Ian Mayger, Watlington Oxfordshire
MP: The banking crisis has not done any favours for the UK’s position as a leading financial centre, but I would argue against it being severely damaged.
The government, the Bank of England and the Financial Services Authority (FSA) are implementing measures to stabilise the financial system and restore confidence in the banking system; via bank recapitalisation measures (amounting to £37bn in fourth quarter of 2008), nationalisation or part nationalisation of some banks, taking measures to provide liquidity insurance to banks in the event of stressed market conditions.
Also from February 2, the Bank of England will start purchasing of high quality corporate bonds, commercial paper and paper issued under its capital guarantee scheme (all high quality assets and paper that enjoys genuine private demand in normal conditions).

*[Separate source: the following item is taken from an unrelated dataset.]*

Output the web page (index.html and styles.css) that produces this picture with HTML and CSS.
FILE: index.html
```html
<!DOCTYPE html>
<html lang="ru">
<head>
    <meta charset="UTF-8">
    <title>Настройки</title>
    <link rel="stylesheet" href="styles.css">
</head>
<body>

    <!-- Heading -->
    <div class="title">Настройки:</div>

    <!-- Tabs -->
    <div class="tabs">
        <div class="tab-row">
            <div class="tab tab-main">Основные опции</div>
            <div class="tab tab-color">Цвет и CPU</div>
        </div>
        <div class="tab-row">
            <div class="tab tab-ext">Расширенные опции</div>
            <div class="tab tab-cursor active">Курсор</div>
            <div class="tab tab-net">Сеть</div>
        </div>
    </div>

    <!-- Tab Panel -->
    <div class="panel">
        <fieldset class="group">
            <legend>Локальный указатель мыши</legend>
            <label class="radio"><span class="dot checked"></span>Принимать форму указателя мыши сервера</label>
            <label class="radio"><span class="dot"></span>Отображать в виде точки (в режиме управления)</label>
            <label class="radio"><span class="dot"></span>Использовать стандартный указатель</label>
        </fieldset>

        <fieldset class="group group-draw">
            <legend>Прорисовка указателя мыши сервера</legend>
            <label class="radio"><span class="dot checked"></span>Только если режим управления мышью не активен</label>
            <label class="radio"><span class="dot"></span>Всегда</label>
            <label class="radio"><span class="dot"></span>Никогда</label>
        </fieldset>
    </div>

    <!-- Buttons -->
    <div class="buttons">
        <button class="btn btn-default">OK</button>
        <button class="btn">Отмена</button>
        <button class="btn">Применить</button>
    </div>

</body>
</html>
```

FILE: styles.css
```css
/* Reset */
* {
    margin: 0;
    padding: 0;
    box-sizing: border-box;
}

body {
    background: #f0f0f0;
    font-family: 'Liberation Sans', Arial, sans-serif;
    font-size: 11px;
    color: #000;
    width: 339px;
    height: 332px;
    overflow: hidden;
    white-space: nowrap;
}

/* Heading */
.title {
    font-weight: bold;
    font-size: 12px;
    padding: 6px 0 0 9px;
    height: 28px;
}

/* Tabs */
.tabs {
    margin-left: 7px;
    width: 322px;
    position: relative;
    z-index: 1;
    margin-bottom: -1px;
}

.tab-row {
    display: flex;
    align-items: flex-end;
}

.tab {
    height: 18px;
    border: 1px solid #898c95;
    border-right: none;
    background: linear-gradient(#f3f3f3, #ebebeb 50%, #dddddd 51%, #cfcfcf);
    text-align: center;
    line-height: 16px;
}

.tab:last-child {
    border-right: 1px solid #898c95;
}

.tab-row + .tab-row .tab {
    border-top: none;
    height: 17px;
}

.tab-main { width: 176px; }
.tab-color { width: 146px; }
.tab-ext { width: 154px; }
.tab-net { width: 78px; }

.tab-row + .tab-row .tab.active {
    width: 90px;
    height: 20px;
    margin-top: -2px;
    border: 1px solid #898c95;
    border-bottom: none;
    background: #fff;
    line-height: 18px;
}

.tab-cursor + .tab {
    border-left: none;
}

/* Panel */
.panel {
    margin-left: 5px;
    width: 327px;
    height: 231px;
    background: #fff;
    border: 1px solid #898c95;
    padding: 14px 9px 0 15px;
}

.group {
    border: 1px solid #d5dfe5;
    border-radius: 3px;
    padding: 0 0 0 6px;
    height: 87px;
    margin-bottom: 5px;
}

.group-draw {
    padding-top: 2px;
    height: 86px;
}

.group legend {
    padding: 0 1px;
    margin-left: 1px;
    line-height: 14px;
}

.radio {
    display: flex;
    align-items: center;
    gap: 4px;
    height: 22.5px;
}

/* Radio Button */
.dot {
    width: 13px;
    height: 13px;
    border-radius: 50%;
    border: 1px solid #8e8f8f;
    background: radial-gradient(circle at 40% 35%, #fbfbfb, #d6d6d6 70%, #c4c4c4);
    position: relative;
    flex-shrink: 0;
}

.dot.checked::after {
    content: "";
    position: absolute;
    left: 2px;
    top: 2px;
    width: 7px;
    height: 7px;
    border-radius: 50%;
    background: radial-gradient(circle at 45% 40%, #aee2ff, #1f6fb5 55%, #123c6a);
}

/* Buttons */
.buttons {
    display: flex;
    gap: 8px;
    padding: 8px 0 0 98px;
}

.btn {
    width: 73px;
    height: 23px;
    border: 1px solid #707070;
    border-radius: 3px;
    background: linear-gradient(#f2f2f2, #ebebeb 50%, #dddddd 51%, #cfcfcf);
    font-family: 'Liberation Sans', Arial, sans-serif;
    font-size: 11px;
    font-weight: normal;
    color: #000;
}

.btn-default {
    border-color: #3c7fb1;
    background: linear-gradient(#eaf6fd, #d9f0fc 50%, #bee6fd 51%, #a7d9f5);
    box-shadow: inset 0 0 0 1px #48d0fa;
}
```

Even the FSA has already acknowledged that it would have to accept a lower capital adequacy requirements for banks, as the latter absorb expected losses stemming from prospective bad loans as a result of the weakening economy.
Don’t forget that New York has also been in the eye of the storm, perhaps even more so than the UK, and the key financial centre in the eurozone, Frankfurt in Germany, has also had its fair share of banking sector problems.

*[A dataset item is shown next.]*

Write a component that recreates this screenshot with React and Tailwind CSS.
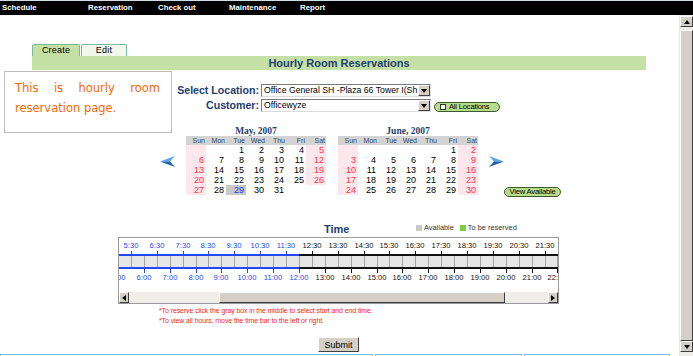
import React from "react";

const DAYS = ["Sun", "Mon", "Tue", "Wed", "Thu", "Fri", "Sat"];

const MAY = [
  ["", "", 1, 2, 3, 4, 5],
  [6, 7, 8, 9, 10, 11, 12],
  [13, 14, 15, 16, 17, 18, 19],
  [20, 21, 22, 23, 24, 25, 26],
  [27, 28, 29, 30, 31],
];

const JUNE = [
  ["", "", "", "", "", 1, 2],
  [3, 4, 5, 6, 7, 8, 9],
  [10, 11, 12, 13, 14, 15, 16],
  [17, 18, 19, 20, 21, 22, 23],
  [24, 25, 26, 27, 28, 29, 30],
];

function Tri({ dir }) {
  const pts = {
    up: "0,4 3,0 6,4",
    down: "0,0 6,0 3,4",
    left: "4,0 4,6 0,3",
    right: "0,0 0,6 4,3",
  }[dir];
  const w = dir === "left" || dir === "right" ? 4 : 6;
  const h = dir === "left" || dir === "right" ? 6 : 4;
  return (
    <svg width={w} height={h} className="block">
      <polygon points={pts} fill="#000" />
    </svg>
  );
}

function ScrollBtn({ dir, className }) {
  return (
    <div
      className={
        "flex items-center justify-center border border-t-white border-l-white border-b-[#404040] border-r-[#404040] bg-[#d4d0c8] " +
        className
      }
    >
      <Tri dir={dir} />
    </div>
  );
}

function Combo({ value }) {
  return (
    <div className="flex h-[13px] w-[170px] border border-t-[#7b7b7b] border-l-[#7b7b7b] border-b-[#dcdcdc] border-r-[#dcdcdc] bg-white">
      <span className="flex-1 overflow-hidden whitespace-nowrap pl-[2px] text-[8.7px] leading-[11px] text-black">
        {value}
      </span>
      <ScrollBtn dir="down" className="w-[12px]" />
    </div>
  );
}

function PillButton({ children, className }) {
  return (
    <div
      className={
        "flex h-[10px] items-center rounded-[5px] border border-[#3d5a2c] bg-[#b6dc8c] text-[7.6px] leading-[8px] tracking-[-0.2px] text-black " +
        className
      }
    >
      {children}
    </div>
  );
}

function Arrow({ flip }) {
  return (
    <svg width="15" height="11" className={"block " + (flip ? "-scale-x-100" : "")}>
      <polygon points="0,5.5 15,0 10,5.5" fill="#5aa6e6" />
      <polygon points="0,5.5 10,5.5 15,11" fill="#1f5fb0" />
    </svg>
  );
}

function Calendar({ title, weeks, selected }) {
  return (
    <div className="w-[140px]">
      <div className="h-[9px] text-center font-['Liberation_Serif',serif] text-[9.5px] font-bold leading-[9px] text-[#1d3e73]">
        {title}
      </div>
      <div className="grid h-[9px] grid-cols-7 bg-[#d3d3d3] text-[7px] leading-[9px] text-[#2d4a6b]">
        {DAYS.map((d) => (
          <span key={d} className="pr-px text-right">
            {d}
          </span>
        ))}
      </div>
      {weeks.map((row, r) => (
        <div key={r} className="grid h-[10px] grid-cols-7 text-[9px] leading-[10px]">
          {row.map((d, i) => {
            const weekend = i === 0 || i === 6;
            let cls = "pr-[2px] text-right text-black";
            if (weekend) cls = "pr-[2px] text-right bg-[#fde6ec] text-[#ff3344]";
            if (d === selected) cls = "pr-[2px] text-right bg-[#c8c8c8] text-[#1936ff]";
            return (
              <span key={i} className={cls}>
                {d}
              </span>
            );
          })}
        </div>
      ))}
    </div>
  );
}

function Ruler() {
  const px = (h) => Math.round((h - 5) * 25.85 - 1);
  const halves = [];
  for (let h = 5.5; h <= 22.5; h += 0.5) halves.push(h);
  const hours = [];
  for (let h = 5; h <= 22; h += 1) hours.push(h);
  const noon = px(12);
  const blue = "#2347f5";
  return (
    <svg width="439" height="54" className="block" shapeRendering="crispEdges">
      <rect x="0" y="18" width="439" height="11" fill="#e6e6e6" />
      {halves.map((h) => (
        <rect key={h} x={px(h)} y="18" width="1" height="11" fill="#a4a4a4" />
      ))}
      <rect x="0" y="16" width={noon} height="2" fill={blue} />
      <rect x={noon} y="16" width={439 - noon} height="2" fill="#111" />
      <rect x="0" y="29" width={noon} height="2" fill={blue} />
      <rect x={noon} y="29" width={439 - noon} height="2" fill="#111" />
      {hours.map((h) => (
        <g key={h}>
          {h < 22 && (
            <>
              <rect x={px(h + 0.5)} y="13" width="1" height="3" fill={h + 0.5 < 12 ? blue : "#111"} />
              <text
                x={px(h + 0.5)}
                y="9.5"
                textAnchor="middle"
                fontSize="7.6"
                fill={h + 0.5 < 12 ? blue : "#111"}
                shapeRendering="auto"
              >
                {h}:30
              </text>
            </>
          )}
          <rect x={px(h)} y="31" width="1" height="4" fill={h <= 12 ? blue : "#111"} />
          <text
            x={px(h)}
            y="41.5"
            textAnchor="middle"
            fontSize="7.6"
            fill={h <= 12 ? blue : "#111"}
            shapeRendering="auto"
          >
            {h}:00
          </text>
        </g>
      ))}
    </svg>
  );
}

export default function App() {
  return (
    <div className="relative h-[356px] w-[693px] overflow-hidden bg-white font-['Liberation_Sans',Arial,sans-serif]">
      <div className="h-px bg-[#cfdde6]" />
      <div className="flex h-[14px] items-center bg-black text-[7.8px] font-bold text-white">
        <span className="w-[88px] pl-[2px]">Schedule</span>
        <span className="w-[70px]">Reservation</span>
        <span className="w-[71px]">Check out</span>
        <span className="w-[71px]">Maintenance</span>
        <span>Report</span>
      </div>

      <div className="flex h-[341px]">
        {/* page */}
        <div className="relative w-[679px]">
          {/* tabs */}
          <div className="ml-[32px] mt-[29px] flex h-[12px]">
            <div className="w-[48px] rounded-t-[2px] border border-b-0 border-[#7db89c] bg-[#c5e0a5] text-center text-[9px] leading-[11px] tracking-[0.2px] text-black">
              Create
            </div>
            <div className="ml-px w-[46px] rounded-t-[2px] border border-b-0 border-[#7db89c] bg-[#f1f7ec] text-center text-[9px] leading-[11px] tracking-[0.2px] text-black">
              Edit
            </div>
          </div>
          <div className="ml-[32px] h-[14px] w-[614px] bg-[#c5e0a4] text-center text-[11px] font-bold leading-[14px] text-[#1d3e73]">
            Hourly Room Reservations
          </div>

          {/* note callout */}
          <div className="absolute left-[4px] top-[56px] h-[62px] w-[168px] border border-[#bcbcbc] bg-white pl-[10px] pr-[11px] pt-[6px] text-justify font-['DejaVu_Sans',sans-serif] text-[11.5px] leading-[20px] text-[#ff6600]">
            This is hourly room reservation page.
          </div>

          {/* form */}
          <div className="mt-[14px] flex flex-col gap-[2px]">
            <div className="flex h-[13px] items-center">
              <span className="w-[261px] pr-[2px] text-right text-[10.6px] font-bold text-[#1d3e73]">
                Select Location:
              </span>
              <Combo value="Office General SH -Plaza 66 Tower I(Sh" />
            </div>
            <div className="flex h-[13px] items-center">
              <span className="w-[261px] pr-[2px] text-right text-[10.6px] font-bold text-[#1d3e73]">
                Customer:
              </span>
              <Combo value="Officewyze" />
              <PillButton className="ml-[3px] mt-[2px] w-[66px] pl-[5px]">
                <span className="mr-[3px] h-[6px] w-[6px] border border-[#333] bg-white" />
                All Locations
              </PillButton>
            </div>
          </div>

          {/* calendars */}
          <div className="mt-[15px] flex items-start pl-[160px]">
            <div className="mt-[29px]">
              <Arrow />
            </div>
            <div className="ml-[11px]">
              <Calendar title="May, 2007" weeks={MAY} selected={29} />
            </div>
            <div className="ml-[12px]">
              <Calendar title="June, 2007" weeks={JUNE} />
            </div>
            <div className="ml-[11px] mt-[29px]">
              <Arrow flip />
            </div>
            <PillButton className="mt-[60px] w-[57px] justify-center">View Available</PillButton>
          </div>

          {/* time header */}
          <div className="mt-[25px] flex h-[14px] items-end pl-[324px]">
            <span className="w-[92px] text-[11px] font-bold leading-[14px] text-[#1d3e73]">Time</span>
            <div className="mb-[4px] flex items-center text-[7.4px] leading-[8px] text-[#333]">
              <span className="h-[6px] w-[6px] bg-[#c8c8c8]" />
              <span className="ml-[2px]">Available</span>
              <span className="ml-[6px] h-[6px] w-[6px] bg-[#7ccc3c]" />
              <span className="ml-[2px]">To be reserved</span>
            </div>
          </div>

          {/* timeline */}
          <div className="ml-[118px] mt-px w-[441px] border border-[#9a9a9a]">
            <Ruler />
            <div className="flex h-[11px]">
              <ScrollBtn dir="left" className="w-[10px]" />
              <div className="w-[90px] bg-[#eeede8]" />
              <div className="w-[286px] border border-t-white border-l-white border-b-[#404040] border-r-[#404040] bg-[#d4d0c8]" />
              <div className="w-[43px] bg-[#eeede8]" />
              <ScrollBtn dir="right" className="w-[10px]" />
            </div>
          </div>

          {/* notes */}
          <div className="mt-[2px] pl-[159px] text-[7px] leading-[9.5px] tracking-[-0.1px] text-[#ff1a1a]">
            <p>*To reserve click the gray box in the middle to select start and end time.</p>
            <p>*To view all hours, move the time bar to the left or right.</p>
          </div>

          <div className="mt-[12px] flex pl-[318px]">
            <button className="block h-[15px] w-[41px] border border-t-white border-l-white border-b-[#404040] border-r-[#404040] bg-[#d4d0c8] text-[9px] leading-[12px] text-black">
              Submit
            </button>
          </div>

          <div className="mt-[2px] flex gap-[2px]">
            <div className="h-[10px] w-[373px] border border-[#78c0ea] bg-white" />
            <div className="h-[10px] w-[147px] border border-[#78c0ea] bg-white" />
            <div className="h-[10px] w-[146px] border border-[#78c0ea] bg-white" />
          </div>
        </div>

        {/* vertical scrollbar */}
        <div className="flex w-[14px] flex-col border-l border-[#e6e6e6] bg-[#eeede8]">
          <ScrollBtn dir="up" className="mt-px h-[11px]" />
          <div className="h-[3px]" />
          <div className="flex-1 border border-t-white border-l-white border-b-[#404040] border-r-[#404040] bg-[#d4d0c8]" />
          <ScrollBtn dir="down" className="h-[11px]" />
          <div className="h-[4px]" />
        </div>
      </div>
    </div>
  );
}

With time, once stability is restored, with tighter regulation in place, London will enhance its role as a key financial centre.
In fact it still is a key financial centre, even after the recent debacle.
In its favour are demographics, a universally spoken language, a flexible labour market and its favoured location between New York and Tokyo.
But it will probably take several years before it resumes trading at the capacity at which it did prior to the financial turmoil.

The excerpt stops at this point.